=== What to work on ===
From the listing below, extract every line containing "this".

=== Information supplied ===
-- -- --
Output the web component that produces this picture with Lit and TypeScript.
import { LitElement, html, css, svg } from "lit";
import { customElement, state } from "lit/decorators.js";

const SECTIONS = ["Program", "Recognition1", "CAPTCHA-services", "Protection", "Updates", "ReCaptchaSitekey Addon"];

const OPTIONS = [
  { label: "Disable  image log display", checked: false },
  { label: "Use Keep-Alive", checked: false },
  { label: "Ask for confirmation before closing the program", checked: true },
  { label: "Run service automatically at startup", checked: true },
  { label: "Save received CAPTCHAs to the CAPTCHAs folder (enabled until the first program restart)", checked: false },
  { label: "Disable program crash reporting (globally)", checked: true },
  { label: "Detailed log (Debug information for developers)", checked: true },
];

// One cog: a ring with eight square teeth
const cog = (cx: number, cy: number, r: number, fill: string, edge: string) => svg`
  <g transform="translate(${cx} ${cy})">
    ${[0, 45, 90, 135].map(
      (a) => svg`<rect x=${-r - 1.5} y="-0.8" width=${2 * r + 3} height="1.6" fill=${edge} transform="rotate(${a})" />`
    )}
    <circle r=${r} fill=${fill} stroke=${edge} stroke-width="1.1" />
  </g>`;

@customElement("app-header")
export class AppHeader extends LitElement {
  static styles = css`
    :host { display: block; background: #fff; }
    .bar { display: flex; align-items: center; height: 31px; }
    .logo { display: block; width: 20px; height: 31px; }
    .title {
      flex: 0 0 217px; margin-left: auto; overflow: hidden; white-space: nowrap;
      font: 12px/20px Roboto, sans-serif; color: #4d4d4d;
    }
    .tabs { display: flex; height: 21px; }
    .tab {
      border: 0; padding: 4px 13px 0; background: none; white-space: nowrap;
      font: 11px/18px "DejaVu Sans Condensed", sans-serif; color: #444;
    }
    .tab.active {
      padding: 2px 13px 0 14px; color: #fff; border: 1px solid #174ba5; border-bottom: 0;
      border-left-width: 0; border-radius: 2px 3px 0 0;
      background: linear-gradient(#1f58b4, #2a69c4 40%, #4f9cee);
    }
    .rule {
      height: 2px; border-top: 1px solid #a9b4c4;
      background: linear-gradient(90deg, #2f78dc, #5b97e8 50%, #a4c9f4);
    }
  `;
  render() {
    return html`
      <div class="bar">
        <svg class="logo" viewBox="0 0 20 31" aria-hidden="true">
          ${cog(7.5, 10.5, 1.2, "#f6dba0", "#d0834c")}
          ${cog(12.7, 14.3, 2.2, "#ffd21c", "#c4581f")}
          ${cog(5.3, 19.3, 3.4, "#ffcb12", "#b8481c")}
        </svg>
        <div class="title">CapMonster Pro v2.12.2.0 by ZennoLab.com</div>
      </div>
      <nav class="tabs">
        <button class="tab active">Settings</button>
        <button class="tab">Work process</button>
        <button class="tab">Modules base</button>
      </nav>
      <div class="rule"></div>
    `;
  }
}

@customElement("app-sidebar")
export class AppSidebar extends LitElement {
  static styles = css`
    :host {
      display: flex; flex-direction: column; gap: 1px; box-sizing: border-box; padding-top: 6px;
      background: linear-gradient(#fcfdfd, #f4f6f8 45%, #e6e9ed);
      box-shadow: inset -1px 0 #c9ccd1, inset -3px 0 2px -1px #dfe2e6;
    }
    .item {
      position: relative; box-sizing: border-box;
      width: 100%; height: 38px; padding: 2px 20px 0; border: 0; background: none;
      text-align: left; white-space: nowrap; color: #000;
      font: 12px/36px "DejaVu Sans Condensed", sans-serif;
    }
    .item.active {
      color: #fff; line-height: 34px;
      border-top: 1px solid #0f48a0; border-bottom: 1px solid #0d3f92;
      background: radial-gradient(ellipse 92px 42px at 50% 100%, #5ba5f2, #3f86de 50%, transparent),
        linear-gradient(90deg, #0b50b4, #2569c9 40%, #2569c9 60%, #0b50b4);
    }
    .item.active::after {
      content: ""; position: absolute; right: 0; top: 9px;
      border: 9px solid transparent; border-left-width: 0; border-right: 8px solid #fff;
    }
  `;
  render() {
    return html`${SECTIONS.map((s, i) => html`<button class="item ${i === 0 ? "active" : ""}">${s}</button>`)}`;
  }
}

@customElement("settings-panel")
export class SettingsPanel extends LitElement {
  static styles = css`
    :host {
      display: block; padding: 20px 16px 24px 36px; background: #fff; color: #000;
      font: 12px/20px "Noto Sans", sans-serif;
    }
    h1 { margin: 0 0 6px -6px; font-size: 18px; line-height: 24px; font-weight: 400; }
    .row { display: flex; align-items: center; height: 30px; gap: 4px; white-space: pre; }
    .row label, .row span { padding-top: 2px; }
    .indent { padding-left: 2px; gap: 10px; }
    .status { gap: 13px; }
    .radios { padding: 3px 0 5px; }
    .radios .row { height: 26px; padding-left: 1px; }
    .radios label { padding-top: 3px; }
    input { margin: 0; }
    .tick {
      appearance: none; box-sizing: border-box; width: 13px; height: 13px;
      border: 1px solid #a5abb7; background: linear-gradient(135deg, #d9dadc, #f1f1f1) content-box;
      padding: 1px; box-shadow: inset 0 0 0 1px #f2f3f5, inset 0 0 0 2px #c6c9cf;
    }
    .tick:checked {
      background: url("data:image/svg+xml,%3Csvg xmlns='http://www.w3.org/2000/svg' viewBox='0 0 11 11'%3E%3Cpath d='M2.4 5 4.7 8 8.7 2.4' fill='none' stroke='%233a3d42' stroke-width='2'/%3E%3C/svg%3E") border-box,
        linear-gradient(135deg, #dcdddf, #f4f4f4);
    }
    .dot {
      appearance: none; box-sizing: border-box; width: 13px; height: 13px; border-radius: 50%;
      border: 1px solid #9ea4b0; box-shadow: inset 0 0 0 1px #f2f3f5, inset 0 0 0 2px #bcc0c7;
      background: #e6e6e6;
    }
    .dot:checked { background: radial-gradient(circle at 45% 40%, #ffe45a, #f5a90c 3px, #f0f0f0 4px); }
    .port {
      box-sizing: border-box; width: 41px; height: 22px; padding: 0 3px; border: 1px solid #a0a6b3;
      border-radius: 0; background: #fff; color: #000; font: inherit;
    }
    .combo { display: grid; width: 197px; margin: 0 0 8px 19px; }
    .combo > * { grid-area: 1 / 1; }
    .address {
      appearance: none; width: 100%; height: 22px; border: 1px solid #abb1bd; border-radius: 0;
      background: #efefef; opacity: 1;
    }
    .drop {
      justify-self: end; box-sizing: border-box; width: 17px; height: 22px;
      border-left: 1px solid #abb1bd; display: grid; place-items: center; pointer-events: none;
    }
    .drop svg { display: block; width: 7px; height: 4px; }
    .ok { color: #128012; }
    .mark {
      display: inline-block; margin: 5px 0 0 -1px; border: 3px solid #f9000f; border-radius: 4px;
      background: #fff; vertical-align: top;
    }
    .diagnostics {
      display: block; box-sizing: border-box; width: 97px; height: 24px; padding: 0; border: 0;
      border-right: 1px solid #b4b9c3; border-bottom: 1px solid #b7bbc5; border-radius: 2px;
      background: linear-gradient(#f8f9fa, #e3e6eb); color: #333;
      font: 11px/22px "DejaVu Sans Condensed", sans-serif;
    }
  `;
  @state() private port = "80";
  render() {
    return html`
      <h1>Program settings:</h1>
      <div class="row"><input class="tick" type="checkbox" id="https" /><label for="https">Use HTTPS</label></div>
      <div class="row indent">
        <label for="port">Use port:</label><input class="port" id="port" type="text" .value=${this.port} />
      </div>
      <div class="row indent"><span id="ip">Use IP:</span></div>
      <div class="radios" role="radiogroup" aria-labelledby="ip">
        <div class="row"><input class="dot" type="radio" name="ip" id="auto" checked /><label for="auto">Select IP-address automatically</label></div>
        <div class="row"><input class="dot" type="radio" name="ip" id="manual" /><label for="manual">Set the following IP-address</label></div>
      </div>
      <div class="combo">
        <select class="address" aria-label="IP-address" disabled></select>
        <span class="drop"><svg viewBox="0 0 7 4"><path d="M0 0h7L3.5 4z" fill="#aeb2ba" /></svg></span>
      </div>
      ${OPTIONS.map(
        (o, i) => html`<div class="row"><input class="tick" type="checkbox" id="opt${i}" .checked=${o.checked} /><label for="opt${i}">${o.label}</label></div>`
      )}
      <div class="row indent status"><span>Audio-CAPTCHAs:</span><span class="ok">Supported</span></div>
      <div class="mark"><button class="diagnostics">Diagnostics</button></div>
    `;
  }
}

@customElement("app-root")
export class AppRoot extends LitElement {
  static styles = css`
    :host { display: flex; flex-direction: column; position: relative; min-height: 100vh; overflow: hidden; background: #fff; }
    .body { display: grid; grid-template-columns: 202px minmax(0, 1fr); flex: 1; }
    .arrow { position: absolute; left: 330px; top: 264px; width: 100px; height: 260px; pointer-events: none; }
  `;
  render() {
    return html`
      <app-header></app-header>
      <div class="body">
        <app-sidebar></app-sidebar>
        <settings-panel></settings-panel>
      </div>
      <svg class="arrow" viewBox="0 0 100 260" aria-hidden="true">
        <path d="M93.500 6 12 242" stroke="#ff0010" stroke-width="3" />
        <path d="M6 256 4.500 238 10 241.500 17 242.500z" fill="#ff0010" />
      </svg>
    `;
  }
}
-- -- --
=== Written solution ===
Output the web component that produces this picture with Lit and TypeScript.
        <label for="port">Use port:</label><input class="port" id="port" type="text" .value=${this.port} />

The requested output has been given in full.